• What you have to do:
Count every line that holds the string "this", and report the number alone.

• Data section:
** begin **
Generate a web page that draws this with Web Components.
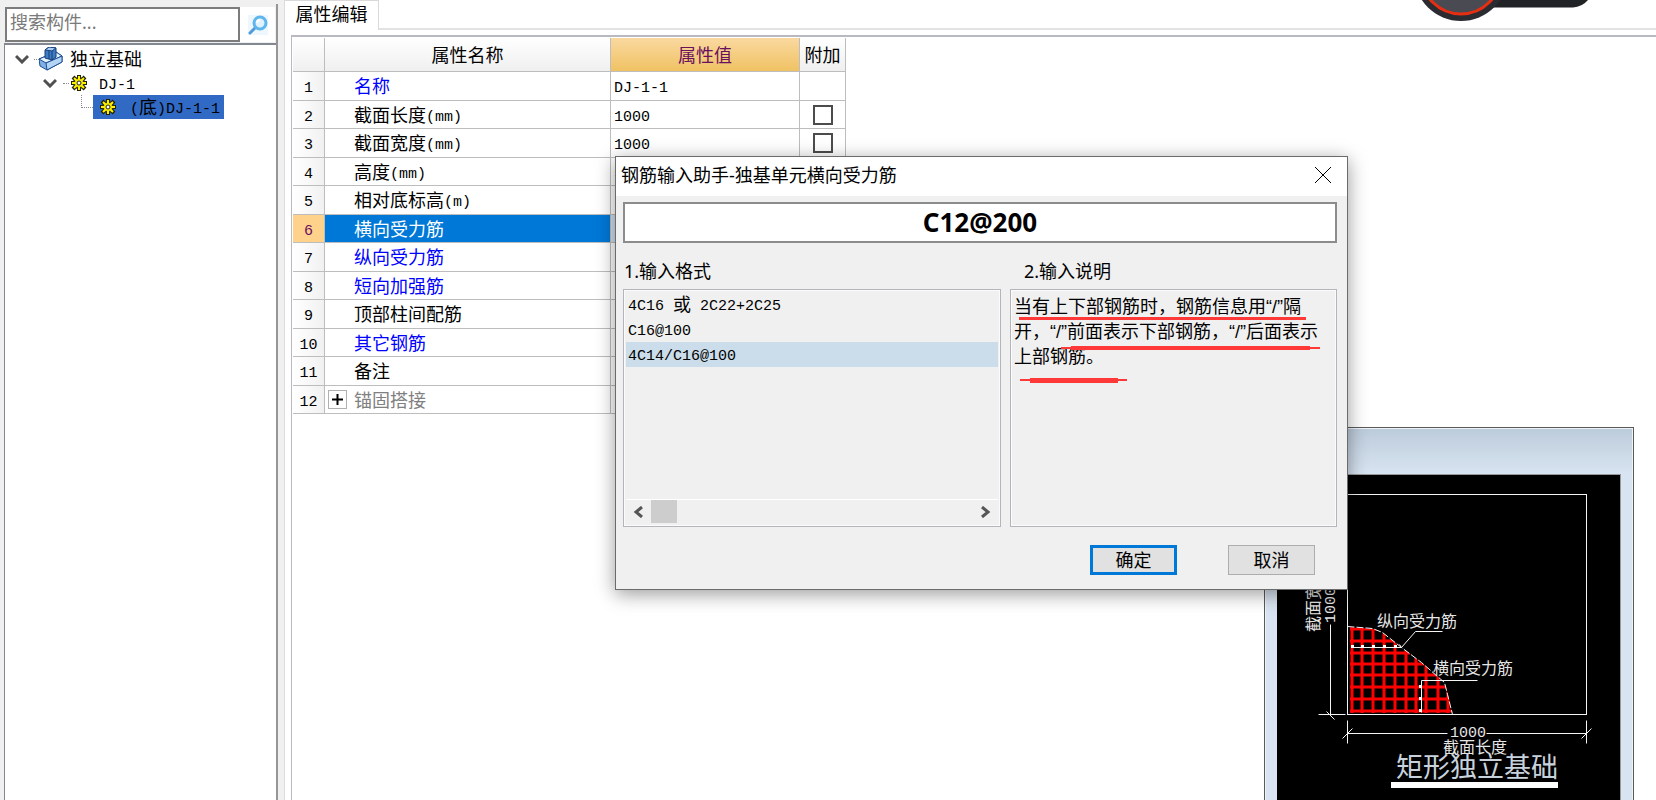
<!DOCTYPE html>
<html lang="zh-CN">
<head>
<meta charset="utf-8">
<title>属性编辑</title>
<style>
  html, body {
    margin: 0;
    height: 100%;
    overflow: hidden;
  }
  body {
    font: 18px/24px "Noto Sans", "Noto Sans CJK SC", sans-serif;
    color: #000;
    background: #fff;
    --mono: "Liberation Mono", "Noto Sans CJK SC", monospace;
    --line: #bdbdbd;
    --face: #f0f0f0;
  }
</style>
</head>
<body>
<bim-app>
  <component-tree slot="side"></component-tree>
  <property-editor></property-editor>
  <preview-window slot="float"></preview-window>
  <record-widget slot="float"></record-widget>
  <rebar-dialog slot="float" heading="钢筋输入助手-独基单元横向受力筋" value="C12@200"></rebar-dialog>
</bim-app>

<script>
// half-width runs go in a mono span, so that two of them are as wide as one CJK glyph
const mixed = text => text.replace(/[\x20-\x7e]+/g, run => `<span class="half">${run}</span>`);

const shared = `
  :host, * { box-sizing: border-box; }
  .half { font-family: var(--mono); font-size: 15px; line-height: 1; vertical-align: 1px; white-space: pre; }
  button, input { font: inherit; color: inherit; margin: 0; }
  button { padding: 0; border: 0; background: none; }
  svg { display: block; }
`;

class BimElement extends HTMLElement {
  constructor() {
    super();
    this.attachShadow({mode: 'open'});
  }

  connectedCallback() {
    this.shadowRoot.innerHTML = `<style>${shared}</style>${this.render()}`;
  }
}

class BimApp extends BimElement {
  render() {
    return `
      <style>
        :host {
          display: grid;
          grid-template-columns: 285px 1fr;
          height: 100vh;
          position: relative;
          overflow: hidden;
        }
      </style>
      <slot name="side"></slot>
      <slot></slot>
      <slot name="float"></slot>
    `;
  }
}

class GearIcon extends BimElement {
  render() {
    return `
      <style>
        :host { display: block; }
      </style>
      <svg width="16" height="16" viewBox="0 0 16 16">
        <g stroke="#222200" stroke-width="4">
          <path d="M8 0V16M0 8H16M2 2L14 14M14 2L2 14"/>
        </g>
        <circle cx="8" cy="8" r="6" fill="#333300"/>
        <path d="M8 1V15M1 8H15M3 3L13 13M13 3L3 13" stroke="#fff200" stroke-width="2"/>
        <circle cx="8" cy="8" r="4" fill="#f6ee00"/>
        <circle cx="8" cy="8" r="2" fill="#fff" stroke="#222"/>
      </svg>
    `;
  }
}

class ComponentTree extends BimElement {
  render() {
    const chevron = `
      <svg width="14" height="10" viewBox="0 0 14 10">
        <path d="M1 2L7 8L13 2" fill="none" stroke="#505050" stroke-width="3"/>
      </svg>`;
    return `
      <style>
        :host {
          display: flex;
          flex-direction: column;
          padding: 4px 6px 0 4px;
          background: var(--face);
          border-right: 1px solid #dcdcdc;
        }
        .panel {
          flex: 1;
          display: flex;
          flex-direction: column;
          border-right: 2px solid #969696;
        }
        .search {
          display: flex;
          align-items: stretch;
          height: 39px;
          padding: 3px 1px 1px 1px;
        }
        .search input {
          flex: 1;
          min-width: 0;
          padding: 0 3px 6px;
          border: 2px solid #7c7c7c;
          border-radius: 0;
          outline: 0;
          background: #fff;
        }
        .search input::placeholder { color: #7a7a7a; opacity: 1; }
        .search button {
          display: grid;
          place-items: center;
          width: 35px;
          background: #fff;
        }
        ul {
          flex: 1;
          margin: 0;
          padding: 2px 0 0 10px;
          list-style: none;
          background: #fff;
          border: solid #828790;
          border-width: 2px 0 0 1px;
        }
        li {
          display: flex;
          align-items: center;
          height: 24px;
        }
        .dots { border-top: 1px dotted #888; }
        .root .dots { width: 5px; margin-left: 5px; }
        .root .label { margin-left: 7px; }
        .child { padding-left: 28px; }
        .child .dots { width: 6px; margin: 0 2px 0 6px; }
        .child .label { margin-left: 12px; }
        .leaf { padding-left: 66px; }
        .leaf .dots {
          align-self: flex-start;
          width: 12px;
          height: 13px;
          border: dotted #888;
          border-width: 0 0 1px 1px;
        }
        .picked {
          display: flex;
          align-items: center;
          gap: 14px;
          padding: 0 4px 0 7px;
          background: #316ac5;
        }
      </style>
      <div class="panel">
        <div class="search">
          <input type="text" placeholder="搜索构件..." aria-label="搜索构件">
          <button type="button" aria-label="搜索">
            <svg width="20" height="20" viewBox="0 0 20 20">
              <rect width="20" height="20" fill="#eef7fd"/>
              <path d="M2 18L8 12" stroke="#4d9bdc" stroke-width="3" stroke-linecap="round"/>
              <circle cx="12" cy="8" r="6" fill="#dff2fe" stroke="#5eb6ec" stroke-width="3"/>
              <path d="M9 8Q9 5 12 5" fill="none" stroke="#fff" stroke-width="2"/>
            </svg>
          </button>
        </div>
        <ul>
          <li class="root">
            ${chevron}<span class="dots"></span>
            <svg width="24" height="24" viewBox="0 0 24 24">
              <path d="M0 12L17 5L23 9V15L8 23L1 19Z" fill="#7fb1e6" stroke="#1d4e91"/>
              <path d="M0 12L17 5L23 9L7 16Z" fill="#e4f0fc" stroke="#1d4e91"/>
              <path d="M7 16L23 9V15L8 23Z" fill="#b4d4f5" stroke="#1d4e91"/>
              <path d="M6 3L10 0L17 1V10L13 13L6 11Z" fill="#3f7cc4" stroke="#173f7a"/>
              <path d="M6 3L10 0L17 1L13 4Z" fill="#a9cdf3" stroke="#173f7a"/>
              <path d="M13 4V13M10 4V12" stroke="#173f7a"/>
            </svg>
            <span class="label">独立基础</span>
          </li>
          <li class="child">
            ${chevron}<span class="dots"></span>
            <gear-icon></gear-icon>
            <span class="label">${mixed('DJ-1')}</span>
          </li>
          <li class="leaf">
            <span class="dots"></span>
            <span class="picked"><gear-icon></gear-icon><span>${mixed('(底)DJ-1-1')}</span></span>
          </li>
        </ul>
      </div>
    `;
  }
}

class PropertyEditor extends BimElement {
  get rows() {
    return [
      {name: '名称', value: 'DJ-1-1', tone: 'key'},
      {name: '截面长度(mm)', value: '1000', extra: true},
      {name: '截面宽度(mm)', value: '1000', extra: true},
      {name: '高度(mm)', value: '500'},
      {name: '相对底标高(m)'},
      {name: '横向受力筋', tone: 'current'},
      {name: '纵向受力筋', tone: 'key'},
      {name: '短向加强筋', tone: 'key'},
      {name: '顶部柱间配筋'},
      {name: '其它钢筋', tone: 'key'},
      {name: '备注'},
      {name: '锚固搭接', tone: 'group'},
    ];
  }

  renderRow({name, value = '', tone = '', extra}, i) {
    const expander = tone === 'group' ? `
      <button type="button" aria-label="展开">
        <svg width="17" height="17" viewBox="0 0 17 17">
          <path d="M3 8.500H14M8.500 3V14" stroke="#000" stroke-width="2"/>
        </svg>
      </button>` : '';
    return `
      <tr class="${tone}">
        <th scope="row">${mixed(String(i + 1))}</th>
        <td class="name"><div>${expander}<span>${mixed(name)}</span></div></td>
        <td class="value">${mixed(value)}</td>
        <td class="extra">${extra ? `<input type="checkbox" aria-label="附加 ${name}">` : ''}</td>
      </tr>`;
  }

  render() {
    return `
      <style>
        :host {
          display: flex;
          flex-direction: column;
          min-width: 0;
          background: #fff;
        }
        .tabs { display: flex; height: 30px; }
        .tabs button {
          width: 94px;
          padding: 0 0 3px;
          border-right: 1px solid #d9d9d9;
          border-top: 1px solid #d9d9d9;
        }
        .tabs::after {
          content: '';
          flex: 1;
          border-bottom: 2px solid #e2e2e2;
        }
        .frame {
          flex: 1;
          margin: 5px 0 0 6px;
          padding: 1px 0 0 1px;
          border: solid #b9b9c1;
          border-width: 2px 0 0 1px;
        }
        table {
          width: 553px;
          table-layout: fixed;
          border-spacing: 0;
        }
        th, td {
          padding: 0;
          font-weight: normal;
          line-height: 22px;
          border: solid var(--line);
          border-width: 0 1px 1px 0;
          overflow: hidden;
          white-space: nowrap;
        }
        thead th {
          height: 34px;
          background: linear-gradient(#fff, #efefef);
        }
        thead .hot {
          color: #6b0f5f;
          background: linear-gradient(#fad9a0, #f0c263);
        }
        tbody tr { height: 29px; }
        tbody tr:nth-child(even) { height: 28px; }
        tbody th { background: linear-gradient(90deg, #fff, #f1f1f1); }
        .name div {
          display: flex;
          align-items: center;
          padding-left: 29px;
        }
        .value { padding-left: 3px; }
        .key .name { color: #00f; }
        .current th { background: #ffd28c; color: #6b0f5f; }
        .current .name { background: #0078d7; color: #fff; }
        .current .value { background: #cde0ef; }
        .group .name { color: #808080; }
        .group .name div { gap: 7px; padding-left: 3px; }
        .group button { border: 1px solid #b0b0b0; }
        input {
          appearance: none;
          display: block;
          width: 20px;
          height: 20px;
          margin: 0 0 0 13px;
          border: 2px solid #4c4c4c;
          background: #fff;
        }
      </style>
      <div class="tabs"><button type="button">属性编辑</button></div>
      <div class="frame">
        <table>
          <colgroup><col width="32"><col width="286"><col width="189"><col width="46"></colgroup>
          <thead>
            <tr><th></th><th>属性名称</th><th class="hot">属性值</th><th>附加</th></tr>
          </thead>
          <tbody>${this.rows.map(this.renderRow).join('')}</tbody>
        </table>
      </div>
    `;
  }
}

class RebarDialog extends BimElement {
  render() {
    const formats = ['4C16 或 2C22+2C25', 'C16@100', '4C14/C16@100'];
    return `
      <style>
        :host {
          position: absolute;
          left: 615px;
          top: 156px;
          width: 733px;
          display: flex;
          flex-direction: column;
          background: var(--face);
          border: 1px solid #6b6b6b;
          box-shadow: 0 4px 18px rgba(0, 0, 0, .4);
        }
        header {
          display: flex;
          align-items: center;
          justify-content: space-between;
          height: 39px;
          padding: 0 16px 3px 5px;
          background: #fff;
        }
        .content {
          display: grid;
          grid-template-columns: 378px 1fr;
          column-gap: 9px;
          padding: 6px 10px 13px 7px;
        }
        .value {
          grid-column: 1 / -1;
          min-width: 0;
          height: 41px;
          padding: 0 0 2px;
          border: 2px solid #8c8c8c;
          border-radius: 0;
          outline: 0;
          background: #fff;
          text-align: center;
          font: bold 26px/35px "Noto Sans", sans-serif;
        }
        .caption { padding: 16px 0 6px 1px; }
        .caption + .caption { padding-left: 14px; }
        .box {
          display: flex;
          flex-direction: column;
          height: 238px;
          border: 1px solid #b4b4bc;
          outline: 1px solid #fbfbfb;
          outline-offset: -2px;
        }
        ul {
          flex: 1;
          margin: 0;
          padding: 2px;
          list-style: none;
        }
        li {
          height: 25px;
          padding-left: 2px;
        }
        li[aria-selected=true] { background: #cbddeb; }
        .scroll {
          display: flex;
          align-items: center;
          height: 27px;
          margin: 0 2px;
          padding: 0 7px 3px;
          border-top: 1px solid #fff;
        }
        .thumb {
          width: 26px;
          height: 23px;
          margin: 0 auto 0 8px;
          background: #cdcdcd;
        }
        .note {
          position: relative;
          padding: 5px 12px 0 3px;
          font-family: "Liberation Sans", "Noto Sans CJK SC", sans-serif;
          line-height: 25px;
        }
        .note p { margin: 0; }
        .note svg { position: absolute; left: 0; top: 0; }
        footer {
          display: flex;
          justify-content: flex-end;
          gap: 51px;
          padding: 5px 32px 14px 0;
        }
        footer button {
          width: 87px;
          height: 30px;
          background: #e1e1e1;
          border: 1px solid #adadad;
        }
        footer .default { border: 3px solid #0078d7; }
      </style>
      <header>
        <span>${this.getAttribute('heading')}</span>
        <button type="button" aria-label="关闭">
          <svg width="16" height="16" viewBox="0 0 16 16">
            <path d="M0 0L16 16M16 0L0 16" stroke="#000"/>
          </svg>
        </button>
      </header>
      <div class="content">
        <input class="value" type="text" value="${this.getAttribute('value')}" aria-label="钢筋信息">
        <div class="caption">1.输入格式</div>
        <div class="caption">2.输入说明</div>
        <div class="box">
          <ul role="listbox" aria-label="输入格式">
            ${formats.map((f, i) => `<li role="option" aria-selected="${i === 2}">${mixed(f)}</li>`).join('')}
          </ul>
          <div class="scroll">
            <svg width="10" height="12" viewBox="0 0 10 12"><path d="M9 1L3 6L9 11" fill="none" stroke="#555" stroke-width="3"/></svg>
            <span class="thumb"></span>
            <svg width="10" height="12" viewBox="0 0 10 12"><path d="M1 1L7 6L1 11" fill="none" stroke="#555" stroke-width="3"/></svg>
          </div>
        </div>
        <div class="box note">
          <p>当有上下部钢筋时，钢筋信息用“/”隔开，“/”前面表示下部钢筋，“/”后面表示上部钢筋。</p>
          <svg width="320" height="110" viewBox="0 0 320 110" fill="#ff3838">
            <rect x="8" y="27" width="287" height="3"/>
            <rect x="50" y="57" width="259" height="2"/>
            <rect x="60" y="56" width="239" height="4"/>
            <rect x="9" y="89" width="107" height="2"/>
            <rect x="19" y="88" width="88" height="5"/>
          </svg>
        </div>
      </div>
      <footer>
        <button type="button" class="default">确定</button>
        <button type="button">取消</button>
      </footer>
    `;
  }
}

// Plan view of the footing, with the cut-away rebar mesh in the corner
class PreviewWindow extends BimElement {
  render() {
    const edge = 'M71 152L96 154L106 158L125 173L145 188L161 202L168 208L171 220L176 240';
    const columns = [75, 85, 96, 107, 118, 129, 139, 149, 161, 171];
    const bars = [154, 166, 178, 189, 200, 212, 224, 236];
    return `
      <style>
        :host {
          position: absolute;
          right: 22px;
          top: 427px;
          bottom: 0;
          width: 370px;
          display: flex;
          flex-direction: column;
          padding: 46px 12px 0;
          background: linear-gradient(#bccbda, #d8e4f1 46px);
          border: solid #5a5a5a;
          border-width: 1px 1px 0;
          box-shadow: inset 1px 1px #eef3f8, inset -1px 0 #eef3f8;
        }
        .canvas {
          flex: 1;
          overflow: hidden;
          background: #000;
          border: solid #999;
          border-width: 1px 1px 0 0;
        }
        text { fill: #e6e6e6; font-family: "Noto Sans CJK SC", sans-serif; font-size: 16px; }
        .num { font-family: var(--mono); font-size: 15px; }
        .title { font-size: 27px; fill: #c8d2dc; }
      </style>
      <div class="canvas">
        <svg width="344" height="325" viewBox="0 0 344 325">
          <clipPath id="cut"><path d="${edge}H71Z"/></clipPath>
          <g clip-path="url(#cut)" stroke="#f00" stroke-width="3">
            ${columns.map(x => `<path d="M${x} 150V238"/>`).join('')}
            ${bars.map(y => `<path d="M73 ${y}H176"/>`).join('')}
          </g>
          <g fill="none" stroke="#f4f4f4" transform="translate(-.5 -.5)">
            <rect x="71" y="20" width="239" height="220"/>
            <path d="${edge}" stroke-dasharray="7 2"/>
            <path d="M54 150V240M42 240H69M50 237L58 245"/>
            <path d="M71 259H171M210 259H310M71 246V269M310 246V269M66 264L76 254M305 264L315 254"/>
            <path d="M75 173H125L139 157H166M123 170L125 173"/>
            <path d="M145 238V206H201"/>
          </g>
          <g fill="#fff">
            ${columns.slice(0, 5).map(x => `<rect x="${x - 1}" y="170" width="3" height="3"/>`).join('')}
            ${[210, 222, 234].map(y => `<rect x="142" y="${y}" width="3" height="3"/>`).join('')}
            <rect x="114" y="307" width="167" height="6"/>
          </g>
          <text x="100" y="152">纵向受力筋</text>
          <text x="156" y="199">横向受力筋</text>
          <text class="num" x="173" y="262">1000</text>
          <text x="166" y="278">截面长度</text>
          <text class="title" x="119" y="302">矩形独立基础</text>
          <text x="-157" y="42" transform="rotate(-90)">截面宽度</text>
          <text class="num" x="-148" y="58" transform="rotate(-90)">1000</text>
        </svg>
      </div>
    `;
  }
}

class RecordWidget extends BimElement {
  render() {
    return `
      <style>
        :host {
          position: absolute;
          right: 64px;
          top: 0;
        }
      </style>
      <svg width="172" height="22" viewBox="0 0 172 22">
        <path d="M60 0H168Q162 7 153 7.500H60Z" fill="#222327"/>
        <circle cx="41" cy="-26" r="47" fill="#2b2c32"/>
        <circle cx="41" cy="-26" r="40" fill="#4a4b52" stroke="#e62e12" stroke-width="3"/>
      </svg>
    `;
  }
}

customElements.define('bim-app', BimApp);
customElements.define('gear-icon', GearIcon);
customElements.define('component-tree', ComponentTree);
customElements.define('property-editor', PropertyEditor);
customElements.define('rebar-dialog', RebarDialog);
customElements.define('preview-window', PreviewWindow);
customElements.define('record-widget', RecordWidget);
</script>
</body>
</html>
** end **
• Expected answer:
6